An example configuration file can be found here.
Downloading and Installing FusionFinder
You will need to download the software itself and some reference data
Reference data can be found below
The current version of FusionFinder is:
FusionFinder version 1.2.1 - second public release stable version (29/07/2012)
Recent bug fixes
- Fixes applied in v1.2.1
- Fixed a bug spotted by Richard Donovan where the user defined path to bowtie was not being used in all calls to bowtie.
Once all system requirements are fullfilled and you have downloaded FusionFinder, simply extract the contents to an appropriate local, or system accessible directory.
For example on Linux: unzip FusionFinder_v1.2.zip
An example configuration file provided here. The essential part of this file is to tell the scripts where your Ensembl API is.
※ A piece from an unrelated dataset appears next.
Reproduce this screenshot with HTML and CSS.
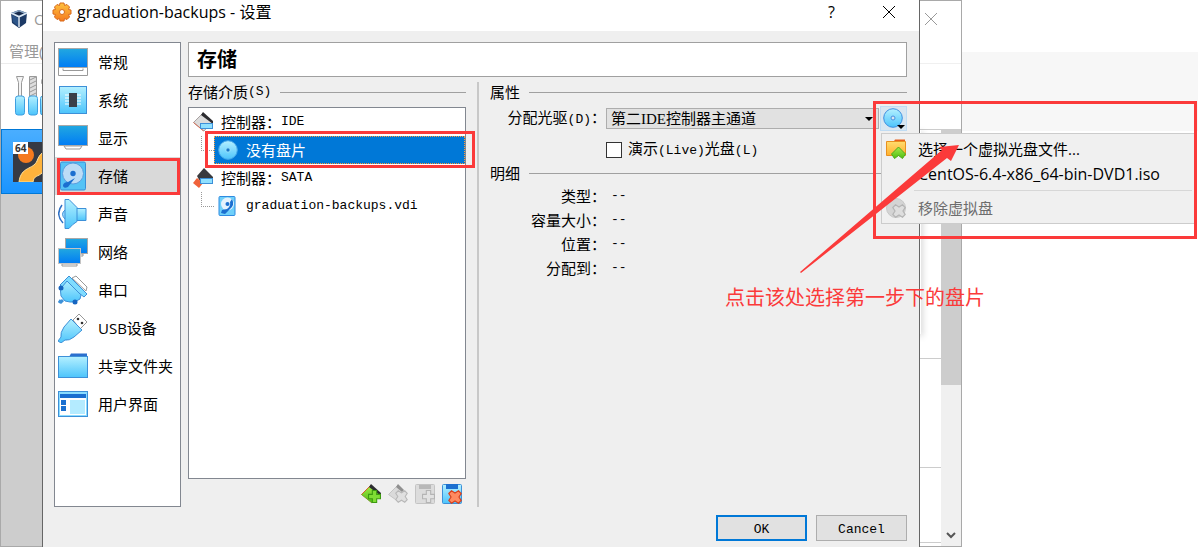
FILE: index.html
```
<!DOCTYPE html>
<html lang="zh-CN">
<head>
  <meta charset="UTF-8" />
  <meta name="viewport" content="width=device-width, initial-scale=1" />
  <title>graduation-backups - 设置</title>
  <link rel="stylesheet" href="styles.css">
</head>
<body>
  <!-- shared gradients and symbols -->
  <svg class="defs" width="0" height="0" aria-hidden="true">
    <defs>
      <linearGradient id="screen" x1="0" y1="0" x2="0" y2="1"><stop offset="0" stop-color="#22a8e0"/><stop offset="1" stop-color="#007cf5"/></linearGradient>
      <linearGradient id="aqua" x1="0" y1="0" x2="0" y2="1"><stop offset="0" stop-color="#b4f0ff"/><stop offset="1" stop-color="#4cc4fb"/></linearGradient>
      <linearGradient id="green" x1="0" y1="0" x2="0" y2="1"><stop offset="0" stop-color="#a6ea4a"/><stop offset="1" stop-color="#4fbd12"/></linearGradient>
      <linearGradient id="orange" x1="0" y1="0" x2="0" y2="1"><stop offset="0" stop-color="#ffc23e"/><stop offset="1" stop-color="#f57a1e"/></linearGradient>
      <linearGradient id="folder" x1="0" y1="0" x2="0" y2="1"><stop offset="0" stop-color="#ffdc6e"/><stop offset="1" stop-color="#ffb02e"/></linearGradient>
      <symbol id="disk" viewBox="0 0 30 30">
        <rect x="2.500" y="1" width="25" height="28" rx="1.500" fill="#55c3f5" stroke="#3a8fd8"/>
        <circle cx="15" cy="12.500" r="10.500" fill="#bcdcf6" stroke="#5a9ee0"/>
        <circle cx="15" cy="12.500" r="2.700" fill="#1b6fd0"/>
        <path d="M17 17 L10 26 Q5 28 5 24 Q6 21 10 21 Z" fill="#1b6fd0"/>
      </symbol>
      <symbol id="disk-small" viewBox="0 0 20 20">
        <rect x="1" y=".5" width="16" height="19" rx="1" fill="#6fd0fa" stroke="#2f8be0"/>
        <circle cx="9.500" cy="8" r="6.500" fill="#e4f2fd"/>
        <circle cx="9.500" cy="8" r="2" fill="#1b6fd0"/>
        <path d="M14 3q3 6-2 10l-5 5-4-1 1-3 5-1q4-3 3-7z" fill="#1b6fd0"/>
      </symbol>
      <symbol id="cd" viewBox="0 0 20 20">
        <circle cx="10" cy="10" r="9.300" fill="url(#aqua)" stroke="#47a8e8"/>
        <circle cx="10" cy="10" r="2.200" fill="#1b78c8" stroke="#9be6ff"/>
      </symbol>
      <symbol id="cd-light" viewBox="0 0 20 20">
        <circle cx="10" cy="10" r="9.300" fill="url(#aqua)" stroke="#3f8fe0"/>
        <circle cx="10" cy="10" r="2" fill="#d8e6f1" stroke="#4a90e0"/>
      </symbol>
      <symbol id="plus" viewBox="0 0 12 12"><path d="M4 .5h4V4h3.500v4H8v3.500H4V8H.5V4H4z"/></symbol>
      <symbol id="cross" viewBox="0 0 12 12"><path d="M.7 3 3 .7 6 2.600 9 .7 11.300 3 9.400 6l1.900 3L9 11.300 6 9.400 3 11.300.7 9 2.600 6z"/></symbol>
    </defs>
  </svg>

  <div class="page-band"></div>

  <!-- manager window behind the dialog -->
  <section class="manager">
    <div class="manager-left">
      <div class="manager-title">
        <svg width="18" height="20" viewBox="0 0 18 20"><path d="M9 1 17 4 16 14 9 19 2 14 1 4z" fill="#1d3a66"/><path d="M9 1 17 4 9 8 1 4z" fill="#8aa6c4"/><path d="M4 4.500 9 2.500l5 2L9 6.500z" fill="#17294a"/><path d="M2 6l6 3v8L3 13z" fill="#2c5488"/><path d="M9 8v10M1 4l8 4 8-4" stroke="#dce8f4" stroke-width="1.500" fill="none"/></svg>
        <span>O</span>
      </div>
      <div class="manager-menu">管理(</div>
      <div class="manager-tools">
        <svg width="36" height="42" viewBox="0 0 36 42"><g stroke="#999" fill="#f4f4f4"><path d="M1.500 1.500h7l-2 6v14h-3v-14z"/><path d="M14.500 1.500h7v20h-7z" fill="#ddd"/><path d="M31 1a6 6 0 0 0-4 8l3 3v9h6V1z"/></g><path d="M15 5l6-3M15 9l6-3M15 13l6-3M15 17l6-3M15 21l6-3" stroke="#999"/><g fill="url(#aqua)" stroke="#3e9fe0"><rect x=".5" y="21" width="9" height="19" rx="2.500"/><rect x="13.500" y="21" width="9" height="19" rx="2.500"/><rect x="25.500" y="21" width="9" height="19" rx="2.500"/></g></svg>
      </div>
      <div class="manager-list">
        <div class="vm">
          <svg width="40" height="40" viewBox="0 0 40 40"><rect width="40" height="40" fill="#363a44"/><circle cx="13" cy="13" r="8" fill="#f57a1e"/><path d="M6 40C8 24 20 28 24 19c3-8 6-10 16-11v11c-7 2-7 7-11 12-4 4-8 2-9 9z" fill="#ffb33c" stroke="#ffe09a"/></svg>
          <span class="vm-bits">64</span>
        </div>
      </div>
    </div>
    <div class="manager-right">
      <div class="manager-close"><svg width="14" height="14" viewBox="0 0 14 14"><path d="M1 1l12 12M13 1L1 13" stroke="#999"/></svg></div>
      <div class="manager-gap"></div>
      <div class="manager-pane">
        <div class="pane-rows">
          <div class="pane-row first"><div class="pane-shadow"></div></div>
          <div class="pane-row second"></div>
          <div class="pane-row third"></div>
        </div>
        <div class="scrollbar">
          <div class="thumb"></div>
          <svg width="10" height="7" viewBox="0 0 10 7"><path d="M1 1l4 4 4-4" stroke="#555" stroke-width="2" fill="none"/></svg>
        </div>
      </div>
    </div>
  </section>

  <!-- settings dialog -->
  <section class="dialog">
    <header class="titlebar">
      <svg width="20" height="20" viewBox="0 0 20 20"><g fill="url(#orange)" stroke="#d86a1c"><path d="M8 1h4l.5 2.500 2.500-1 2.500 2.500-1 2.500 2.500.5v4l-2.500.5 1 2.500-2.500 2.500-2.500-1L12 19H8l-.5-2.500-2.500 1L2.500 15l1-2.500L1 12V8l2.500-.5-1-2.500L5 2.500l2.500 1z"/><circle cx="10" cy="10" r="2.500" fill="#fff"/></g></svg>
      <h1>graduation-backups - 设置</h1>
      <button type="button" class="title-btn" aria-label="帮助">?</button>
      <button type="button" class="title-btn" aria-label="关闭"><svg width="14" height="14" viewBox="0 0 14 14"><path d="M1 1l12 12M13 1L1 13" stroke="#000"/></svg></button>
    </header>

    <div class="dialog-body">
      <nav class="sidebar">
        <a href="#"><svg width="30" height="30" viewBox="0 0 30 30"><path d="M.5 20.500h29v8H.5z" fill="#fff" stroke="#999"/><path d="M5 21.500v2h20v-2" fill="none" stroke="#999"/><rect x=".5" y="1.500" width="29" height="19" fill="url(#screen)" stroke="#a8a8a8"/></svg>常规</a>
        <a href="#"><svg width="30" height="30" viewBox="0 0 30 30"><rect x="1.500" y="1.500" width="27" height="27" fill="url(#aqua)" stroke="#3d90d8"/><path d="M7 10h16M7 13h16M7 16h16M7 19h16" stroke="#fff"/><rect x="11" y="8" width="8" height="14" fill="#3a3e48"/></svg>系统</a>
        <a href="#"><svg width="30" height="30" viewBox="0 0 30 30"><path d="M6 23h18l-2 3H8z" fill="#fff" stroke="#999"/><rect x=".5" y="2.500" width="29" height="20" fill="url(#screen)" stroke="#a8a8a8"/></svg>显示</a>
        <a href="#" class="current"><svg width="30" height="30"><use href="#disk"/></svg>存储</a>
        <a href="#"><svg width="30" height="30" viewBox="0 0 30 30"><g fill="url(#aqua)" stroke="#3d90d8"><path d="M18 9.500h10v12H18z"/><path d="M7 11q-5 4 0 9" fill="#9ddcff"/><path d="M7 .5h4l8 8v14q-5 3-8 7H7z"/></g><path d="M4 6q-7 9 1 18" fill="none" stroke="#2d6fc4" stroke-width="1.500"/></svg>声音</a>
        <a href="#"><svg width="30" height="30" viewBox="0 0 30 30"><path d="M13 17h12v2H13z" fill="#fff" stroke="#999"/><rect x="7.500" y="1.500" width="22" height="15" fill="url(#screen)" stroke="#a8a8a8"/><path d="M4 27h15v2H4z" fill="#fff" stroke="#999"/><rect x=".5" y="11.500" width="22" height="15" fill="url(#screen)" stroke="#c4c4c4"/></svg>网络</a>
        <a href="#"><svg width="30" height="30" viewBox="0 0 30 30"><path d="M14 3l4-2 11 11-1 4z" fill="#fff" stroke="#999"/><path d="M3 25l-2 3M5 25l-3 3" stroke="#3d90d8" stroke-width="3"/><path d="M8 5l15 15-1 4q-5 4-10 3l-5-1-4-5q-1-6 0-9z" fill="url(#aqua)" stroke="#3d90d8"/><path d="M11 1l18 18-3 3-5-4-12-12-5 6-2-2z" fill="#7fdcff" stroke="#3d90d8"/><circle cx="3" cy="13" r="2.500" fill="#1765c0"/><circle cx="17" cy="27" r="2.500" fill="#1765c0"/></svg>串口</a>
        <a href="#"><svg width="30" height="30" viewBox="0 0 30 30"><path d="M15 7l6-6 8 8-7 7z" fill="#fff" stroke="#999"/><circle cx="20" cy="6" r="1.300" fill="#333"/><circle cx="24" cy="10" r="1.300" fill="#333"/><path d="M13 6l11 11-8 7q-5 4-9 3l-4 3-3-2 3-4q-1-4 3-10z" fill="url(#aqua)" stroke="#3d90d8"/></svg>USB设备</a>
        <a href="#"><svg width="30" height="30" viewBox="0 0 30 30"><path d="M11 6l2-3.500h16V6z" fill="#2b6fce"/><rect x=".5" y="5.500" width="29" height="21" fill="url(#aqua)" stroke="#3d90d8"/></svg>共享文件夹</a>
        <a href="#"><svg width="30" height="30" viewBox="0 0 30 30"><rect x=".5" y="2.500" width="29" height="25" fill="#8adcff" stroke="#3d90d8"/><path d="M2 9h26v17H2z" fill="#fff"/><path d="M2 5h26v4H2zM3 11h5v5H3zM3 17h5v5H3z" fill="#1b6fd0"/><path d="M12 11h15v14H12z" fill="#b4ebff"/></svg>用户界面</a>
      </nav>

      <main class="content">
        <h2 class="page-title">存储</h2>
        <div class="columns">
          <section class="media">
            <h3 class="group-title">存储介质<span class="en">(S)</span></h3>
            <ul class="tree">
              <li class="controller">
                <svg width="20" height="20" viewBox="0 0 20 20"><path d="M10 1l9 9-8 9L.5 10.500z" fill="#dcdcdc" stroke="#a8a0a0"/><path d="M.5 10.500l10 8.500" stroke="#d87058"/><path d="M10 0l10 9v3L8 3z" fill="#2c2c30"/><rect x="7.500" y="11.500" width="12" height="5" fill="#8fe0ff" stroke="#3d90d8"/></svg>
                控制器：<span class="en">IDE</span>
              </li>
              <li class="medium selected"><i class="branch"></i>
                <span class="medium-label"><svg width="20" height="20"><use href="#cd"/></svg>没有盘片</span>
              </li>
              <li class="controller">
                <svg width="20" height="20" viewBox="0 0 20 20"><path d="M11 0l9 9v6H8L4 8z" fill="#3a3a3e"/><path d="M4 10l6 5-4 5-6-5z" fill="#f0623a"/><rect x="7.500" y="10.500" width="12" height="5" fill="#8fe0ff" stroke="#3d90d8"/></svg>
                控制器：<span class="en">SATA</span>
              </li>
              <li class="medium"><i class="branch"></i>
                <span class="medium-label"><svg width="20" height="20"><use href="#disk-small"/></svg><span class="en">graduation-backups.vdi</span></span>
              </li>
            </ul>
            <div class="tree-tools">
              <button type="button" aria-label="添加控制器"><svg width="20" height="20" viewBox="0 0 20 20"><path d="M10 1l9 9-8 9L.5 10.500z" fill="url(#green)" stroke="#7a9a2c"/><path d="M.5 10.500L10 1" stroke="#d8602c"/><path d="M10 0l10 9v3L8 3z" fill="#2c2c30"/><use href="#plus" x="7" y="6" width="13" height="13" fill="#7fdd34" stroke="#3c9a10"/></svg></button>
              <button type="button" aria-label="移除控制器"><svg width="20" height="20" viewBox="0 0 20 20"><path d="M10 1l7 8-6 9L.5 10.500z" fill="#dadada" stroke="#c4c4c4"/><path d="M10 0l6 6-2 2-6-5z" fill="#909090"/><use href="#cross" x="7" y="6" width="13" height="13" fill="#e0e0e0" stroke="#b8b8b8"/></svg></button>
              <button type="button" aria-label="添加虚拟盘"><svg width="20" height="20" viewBox="0 0 20 20"><rect x=".5" y=".5" width="19" height="19" rx="1" fill="#dcdcdc" stroke="#c4c4c4"/><path d="M4 1h12v4H4z" fill="#b8b8b8"/><use href="#plus" x="7" y="6" width="13" height="13" fill="#e2e2e2" stroke="#b4b4b4"/></svg></button>
              <button type="button" aria-label="移除虚拟盘"><svg width="20" height="20" viewBox="0 0 20 20"><rect x=".5" y=".5" width="19" height="19" rx="1" fill="url(#aqua)" stroke="#3d90d8"/><path d="M4 0h12v5H4z" fill="#1b6fd0"/><use href="#cross" x="6" y="6" width="14" height="14" fill="#ff8a60" stroke="#d8401c"/></svg></button>
            </div>
          </section>

          <section class="details">
            <h3 class="group-title">属性</h3>
            <div class="form">
              <label for="drive">分配光驱<span class="en">(D)</span>：</label>
              <div class="drive-row">
                <div class="combo">
                  <select id="drive"><option>第二IDE控制器主通道</option></select>
                </div>
                <button type="button" class="cd-btn" aria-label="选择虚拟光盘"><svg width="22" height="22" viewBox="0 0 22 22"><use href="#cd-light" width="20" height="20"/><path d="M14 17h8l-4 4z" fill="#000"/></svg></button>
              </div>
              <div class="check-row">
                <input type="checkbox" id="live"><label for="live">演示<span class="en">(Live)</span>光盘<span class="en">(L)</span></label>
              </div>
            </div>
            <h3 class="group-title">明细</h3>
            <dl class="info">
              <dt>类型：</dt><dd>--</dd>
              <dt>容量大小：</dt><dd>--</dd>
              <dt>位置：</dt><dd>--</dd>
              <dt>分配到：</dt><dd>--</dd>
            </dl>
          </section>
        </div>
      </main>
    </div>

    <footer class="dialog-footer">
      <button type="button" class="push default">OK</button>
      <button type="button" class="push">Cancel</button>
    </footer>
  </section>

  <!-- optical drive popup menu -->
  <div class="popup">
    <button type="button"><svg width="20" height="20" viewBox="0 0 20 20"><path d="M7 4l2-3.500h10V4z" fill="#e8601c"/><path d="M.5 2.500h19v14H.5z" fill="url(#folder)" stroke="#e89020"/><path d="M12.500 8l7 7-3 4.500-4-3-4 3-3-4.500z" fill="url(#green)" stroke="#4ea81c"/></svg>选择一个虚拟光盘文件...</button>
    <button type="button" class="recent"><i class="no-icon"></i>CentOS-6.4-x86_64-bin-DVD1.iso</button>
    <hr>
    <button type="button" disabled><svg width="20" height="20" viewBox="0 0 20 20"><circle cx="10" cy="10" r="9.500" fill="#d4d4d4" stroke="#c8c8c8"/><use href="#cross" x="6" y="6" width="14" height="14" fill="#dedede" stroke="#b4b4b4"/></svg>移除虚拟盘</button>
  </div>

  <!-- tutorial marks -->
  <div class="mark-frame"></div>
  <svg class="mark-arrow" width="160" height="128" viewBox="0 0 160 128"><path d="M159 0 151 16 147 13 1 128 0 127 142 5 139 2z" fill="#fb3a3a"/></svg>
  <p class="mark-text">点击该处选择第一步下的盘片</p>
</body>
</html>
```

FILE: styles.css
```
* {
  box-sizing: border-box;
  margin: 0;
  padding: 0;
}

body {
  position: relative;
  min-height: 100vh;
  overflow: hidden;
  background-color: #fff;
  color: #000;
  font-family: "Open Sans", "Noto Sans CJK SC", sans-serif;
  font-size: 15px;
  line-height: 20px;
}

svg {
  display: block;
  flex: none;
}

button {
  border: none;
  background: none;
  font: inherit;
  color: inherit;
}

.defs {
  position: absolute;
}

.page-band {
  margin-top: 52px;
  height: 79px;
  background-color: #f7f7f7;
}

/* Manager window */
.manager {
  position: absolute;
  top: 0;
  bottom: 0;
  left: 0;
  right: 236px;
  display: flex;
  justify-content: space-between;
  border: 1px solid #a9a9a9;
  background-color: #fff;
}

.manager-left {
  width: 48px;
  overflow: hidden;
  display: flex;
  flex-direction: column;
}

.manager-title {
  display: flex;
  gap: 6px;
  padding: 8px 0 0 9px;
  height: 40px;
  color: #999;
}

.manager-menu {
  height: 23px;
  padding-left: 8px;
  color: #999;
  white-space: nowrap;
  border-bottom: 1px solid #ececec;
}

.manager-tools {
  height: 65px;
  padding: 11px 0 0 14px;
}

.manager-list {
  flex: 1;
  background-color: #cdcdcd;
}

.vm {
  position: relative;
  height: 65px;
  padding: 12px 11px;
  border: 1px solid #0078d7;
  background: linear-gradient(#4aaeff, #1a94ff);
}

.vm-bits {
  position: absolute;
  top: 12px;
  left: 11px;
  padding: 0 2px;
  background-color: #fff;
  color: #333;
  font-size: 10px;
  font-weight: bold;
  line-height: 12px;
}

.manager-right {
  width: 41px;
  display: flex;
  flex-direction: column;
}

.manager-close {
  height: 63px;
  padding: 11px 4px;
  border-bottom: 1px solid #f0f0f0;
}

.manager-gap {
  height: 65px;
}

.manager-pane {
  flex: 1;
  display: flex;
  border-top: 1px solid #ccc;
}

.pane-rows {
  flex: 1;
}

.pane-row {
  border-bottom: 1px solid #ccc;
}

.pane-row.first {
  height: 229px;
}

.pane-row.second {
  height: 109px;
}

.pane-row.third {
  height: 75px;
}

.pane-shadow {
  width: 1px;
  height: 204px;
  box-shadow: 0 2px 6px #333;
}

.scrollbar {
  width: 20px;
  display: flex;
  flex-direction: column;
  justify-content: space-between;
  align-items: center;
  padding-bottom: 7px;
  background-color: #f0f0f0;
}

.thumb {
  width: 100%;
  height: 255px;
  background-color: #cdcdcd;
}

/* Settings dialog */
.dialog {
  position: absolute;
  top: 0;
  bottom: 0;
  left: 42px;
  right: 278px;
  display: flex;
  flex-direction: column;
  border: solid #666;
  border-width: 0 1px;
  background-color: #efefef;
}

.titlebar {
  display: flex;
  align-items: center;
  height: 31px;
  padding: 0 2px 7px 9px;
  background-color: #fff;
}

.titlebar h1 {
  flex: 1;
  padding-left: 5px;
  font-size: 16px;
  font-weight: normal;
}

.title-btn {
  display: flex;
  justify-content: center;
  width: 57px;
  font-size: 16px;
}

.dialog-body {
  flex: 1;
  display: flex;
  gap: 7px;
  padding: 11px 12px 0 11px;
}

.sidebar {
  width: 127px;
  border: 1px solid #828790;
  background-color: #fff;
}

.sidebar a {
  position: relative;
  display: flex;
  align-items: center;
  gap: 10px;
  height: 38px;
  padding-left: 3px;
  color: #000;
  text-decoration: none;
}

.sidebar .current {
  background-color: #d9d9d9;
}

.sidebar .current::after {
  content: "";
  position: absolute;
  inset: 1px 0 0 2px;
  border: 3px solid #fb3a3a;
}

.content {
  flex: 1;
  display: flex;
  flex-direction: column;
  gap: 5px;
}

.page-title {
  height: 35px;
  padding-left: 8px;
  border: 1px solid #a0a0a0;
  background-color: #fff;
  font-size: 20px;
  line-height: 33px;
}

.columns {
  flex: 1;
  display: flex;
}

.en {
  font-family: "Liberation Mono", monospace;
  font-size: 13px;
}

.media {
  display: flex;
  flex-direction: column;
  width: 289px;
  padding-right: 11px;
}

.group-title {
  display: flex;
  align-items: center;
  font-size: 15px;
  font-weight: normal;
  line-height: 20px;
}

.group-title::after {
  content: "";
  flex: 1;
  height: 1px;
  margin-left: 9px;
  background-color: #a0a0a0;
}

.tree {
  flex: 1;
  margin-top: 5px;
  border: 1px solid #828790;
  background-color: #fff;
  list-style: none;
}

.tree li {
  position: relative;
  display: flex;
  align-items: center;
  height: 28px;
}

.controller {
  padding-left: 4px;
}

.controller svg {
  margin-right: 8px;
}

.medium {
  padding-left: 12px;
}

.branch {
  width: 13px;
  height: 15px;
  margin-bottom: 13px;
  border: dotted #999;
  border-width: 0 0 1px 1px;
}

.medium-label {
  flex: 1;
  display: flex;
  align-items: center;
  gap: 8px;
  height: 28px;
  padding-left: 4px;
}

.selected .medium-label {
  background-color: #0078d7;
  color: #fff;
  outline: 1px dotted #ff9c3a;
  outline-offset: -1px;
}

.selected::after {
  content: "";
  position: absolute;
  inset: -5px -10px -4px 16px;
  border: 3px solid #fb3a3a;
}

.tree-tools {
  display: flex;
  justify-content: flex-end;
  gap: 7px;
  padding: 5px 4px 3px 0;
}

.details {
  flex: 1;
  padding-left: 11px;
  border-left: 2px solid #c8c8c8;
}

.form {
  display: grid;
  grid-template-columns: 116px 1fr;
  align-items: center;
  row-gap: 7px;
  padding: 4px 0 2px;
}

.form > label,
.info dt {
  text-align: right;
  white-space: nowrap;
}

.drive-row {
  display: flex;
  align-items: center;
  gap: 1px;
}

.combo {
  position: relative;
  flex: 1;
}

.combo select {
  display: block;
  width: 100%;
  height: 21px;
  padding-left: 4px;
  appearance: none;
  border: 1px solid #adadad;
  border-radius: 0;
  background-color: #e1e1e1;
  color: #000;
  font-family: "Liberation Serif", "Noto Sans CJK SC", serif;
  font-size: 15px;
}

.combo::after {
  content: "";
  position: absolute;
  top: 9px;
  right: 6px;
  border: 4px solid transparent;
  border-top-color: #000;
  border-bottom-width: 0;
}

.cd-btn {
  width: 27px;
  height: 25px;
  padding-left: 2px;
  border: 1px solid #c0dcf3;
  background-color: #d8e6f1;
}

.check-row {
  grid-column: 2;
  display: flex;
  align-items: center;
  gap: 6px;
}

.check-row input {
  appearance: none;
  width: 16px;
  height: 16px;
  border: 1px solid #333;
  background-color: #fff;
}

.info {
  display: grid;
  grid-template-columns: 116px 1fr;
  row-gap: 4px;
  padding-top: 3px;
}

.info dd {
  padding-left: 5px;
  font-family: "Liberation Mono", monospace;
  font-size: 13px;
}

.dialog-footer {
  display: flex;
  justify-content: flex-end;
  gap: 9px;
  padding: 8px 12px 6px;
}

.push {
  width: 91px;
  height: 26px;
  padding-top: 3px;
  border: 1px solid #adadad;
  background-color: #e1e1e1;
  font-family: "Liberation Mono", monospace;
  font-size: 13px;
}

.push.default {
  border: 2px solid #0078d7;
}

/* Popup menu */
.popup {
  position: absolute;
  top: 133px;
  right: 3px;
  width: 314px;
  padding: 2px 2px 3px;
  border: 1px solid #ccc;
  background-color: #f0f0f0;
}

.popup button {
  display: flex;
  align-items: center;
  gap: 12px;
  width: 100%;
  height: 25px;
  padding-left: 2px;
  white-space: nowrap;
}

.popup .recent {
  font-size: 16px;
}

.popup button:disabled {
  color: #6d6d6d;
}

.popup hr {
  margin: 4px 0 4px 30px;
  border: none;
  border-top: 1px solid #d7d7d7;
}

.no-icon {
  width: 20px;
}

/* Tutorial marks */
.mark-frame {
  position: absolute;
  top: 101px;
  right: 1px;
  width: 324px;
  height: 138px;
  border: 3px solid #fb3a3a;
}

.mark-arrow {
  position: absolute;
  top: 145px;
  right: 238px;
}

.mark-text {
  position: absolute;
  top: 286px;
  right: 213px;
  color: #fb3a3a;
  font-size: 20px;
  line-height: 24px;
  white-space: nowrap;
}
```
For those users who install a local Ensembl database or wish to point to a local Ensembl mirror simply modify the server hostname, username and password details in this file.
The documentation for each script used in the workflow can be found
online here - FF Manual
or as a PDF - FusionFinder1.2.manual.pdf
You can also access any of the documentation for each script by running the following at the command line:
perl script_name.pl --help
There are two perl scripts used in a complete analysis.
1. fusionfinder.pl - Specifically searches for fusion candidates.
2. make_alignments.pl - Generates multiple alignments of selected fusions candidates.
Example FusionFinder Workflow
This is a simple workflow. The data file used in the examples can be found in the test data.
Step 1. Find candidate gene fusions in your read data
fusionfinder.pl --reads <fastq read file(s)> --config <config file> --cref <coding transcript reference file> --ncref <noncoding transcript reference file> --threads <number of threads to use>
eg fusionfinder.pl --reads BCRABL1_testdata_reads.fq --cref human_62_coding --ncref human_62_noncoding --mp_cutoff 1 --config fusionfinder.cnf
Step 2. Generation of multiple alignments for interesting fusion candidates
make_alignments.pl --readsfile <fusionfinder_reads_file.tsv> --g1 <G1 HGNC symbol> --g2 <G2 HGNC symbol> --config <config file>
eg make_alignments.pl --g1 BCR --g2 ABL1 --readsfile fusionfinder_reads.tsv --limit 20 --config fusionfinder.cnf
Test Read Data
The full dataset used in our paper is from published work by Levin and colleagues.
This data can be found below and represents the enriched dataset referred to in their manuscript
The total processing time for this dataset will depend on your system but will be approximately 3 hours with a local Ensembl database.
The levin dataset ~14 million 76mer reads (compressed 1.1GB; uncompressed 2.6GB)
A smaller subset of this dataset consisting of reads from a single fusion can be found below
The total processing time for this dataset will depend on your system but will be approximately 2 minutes with a local Ensembl database.
Subset test dataset ~85 thousand 76mer reads (compressed 6.2M; uncompressed 17MB)
These files contain both the coding and noncoding reference bowtie indices used in the protocol and the corresponding fasta files annotated in the listed Ensembl version
- Latest (Ensembl 68)
Coding and noncoding transcripts references
Alternatively if you have access to an older version of Ensembl that you want to use, you can generate a custom reference sequence
using the make_reftrans.pl script distributed with FusionFinder.